Objective: Go through the listing and set it down exactly, leaving out its pictures.

========================================================================

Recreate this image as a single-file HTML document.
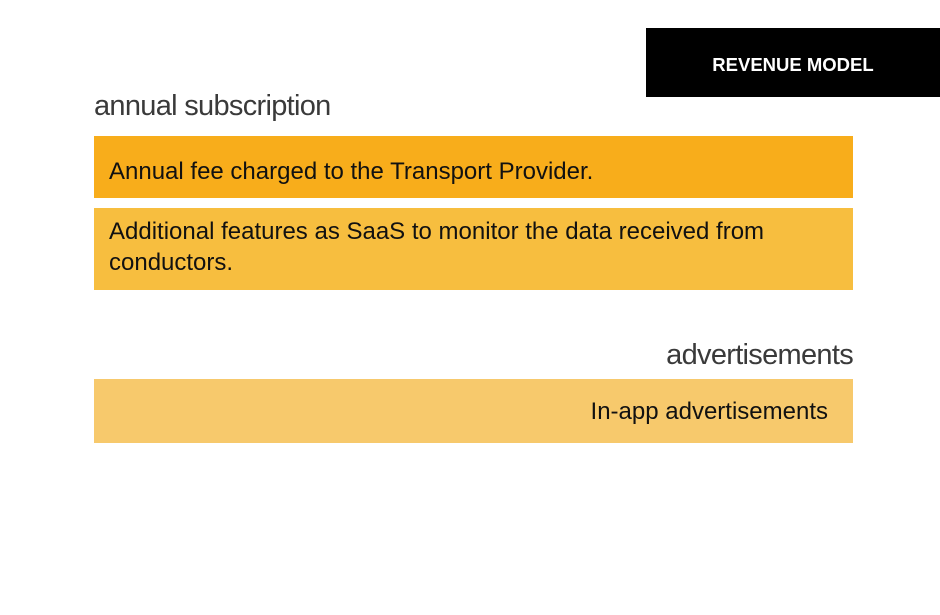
<!DOCTYPE html>
<html><head><style>
body{margin:0;width:940px;height:615px;background:#fff;position:relative;overflow:hidden;font-family:"Liberation Sans",sans-serif;}
.k{position:absolute;left:646px;top:28px;width:294px;height:69px;background:#000;color:#fff;font-weight:bold;font-size:18.5px;line-height:73px;text-align:center;box-sizing:border-box;}
.h{position:absolute;color:#3a3a3a;font-size:29px;letter-spacing:-0.7px;font-weight:normal;}
.b{position:absolute;left:94px;width:759px;color:#111;font-size:24px;box-sizing:border-box;padding-left:15px;white-space:nowrap;}
</style></head><body>
<div class="k">REVENUE MODEL</div>
<div class="h" style="left:94px;top:90px;">annual subscription</div>
<div class="b" style="top:136px;height:62px;background:#f8ad1b;line-height:72px;">Annual fee charged to the Transport Provider.</div>
<div class="b" style="top:208px;height:82px;background:#f7be3f;padding-top:8px;line-height:31px;">Additional features as SaaS to monitor the data received from<br>conductors.</div>
<div class="h" style="right:87px;top:339px;">advertisements</div>
<div class="b" style="top:379px;height:64px;background:#f7c96c;line-height:66px;text-align:right;padding-right:25px;">In-app advertisements</div>
</body></html>
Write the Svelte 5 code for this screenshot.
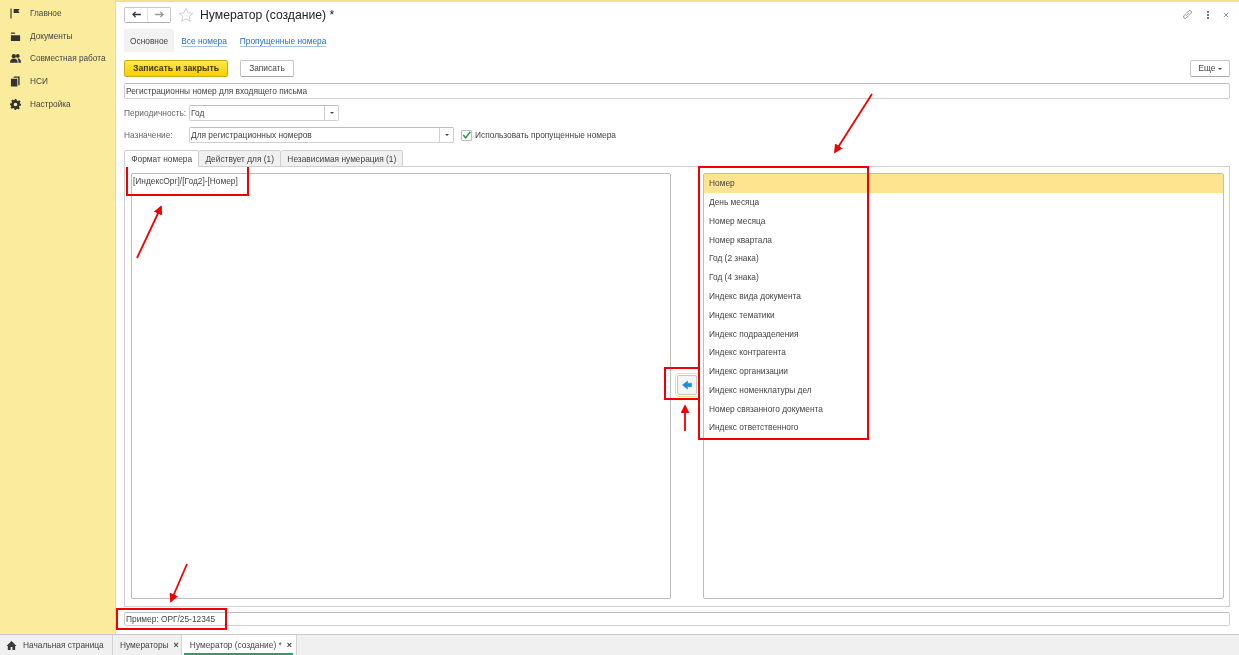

========================================================================

Output of the exercise:
Recreate this image as a single-file HTML document.
<!DOCTYPE html>
<html><head><style>
body{margin:0;width:940px;height:615px;background:#fff;position:relative;overflow:hidden;font-family:"Liberation Sans",sans-serif;}
.k{position:absolute;left:646px;top:28px;width:294px;height:69px;background:#000;color:#fff;font-weight:bold;font-size:18.5px;line-height:73px;text-align:center;box-sizing:border-box;}
.h{position:absolute;color:#3a3a3a;font-size:29px;letter-spacing:-0.7px;font-weight:normal;}
.b{position:absolute;left:94px;width:759px;color:#111;font-size:24px;box-sizing:border-box;padding-left:15px;white-space:nowrap;}
</style></head><body>
<div class="k">REVENUE MODEL</div>
<div class="h" style="left:94px;top:90px;">annual subscription</div>
<div class="b" style="top:136px;height:62px;background:#f8ad1b;line-height:72px;">Annual fee charged to the Transport Provider.</div>
<div class="b" style="top:208px;height:82px;background:#f7be3f;padding-top:8px;line-height:31px;">Additional features as SaaS to monitor the data received from<br>conductors.</div>
<div class="h" style="right:87px;top:339px;">advertisements</div>
<div class="b" style="top:379px;height:64px;background:#f7c96c;line-height:66px;text-align:right;padding-right:25px;">In-app advertisements</div>
</body></html>
Write the Svelte 5 code for this screenshot.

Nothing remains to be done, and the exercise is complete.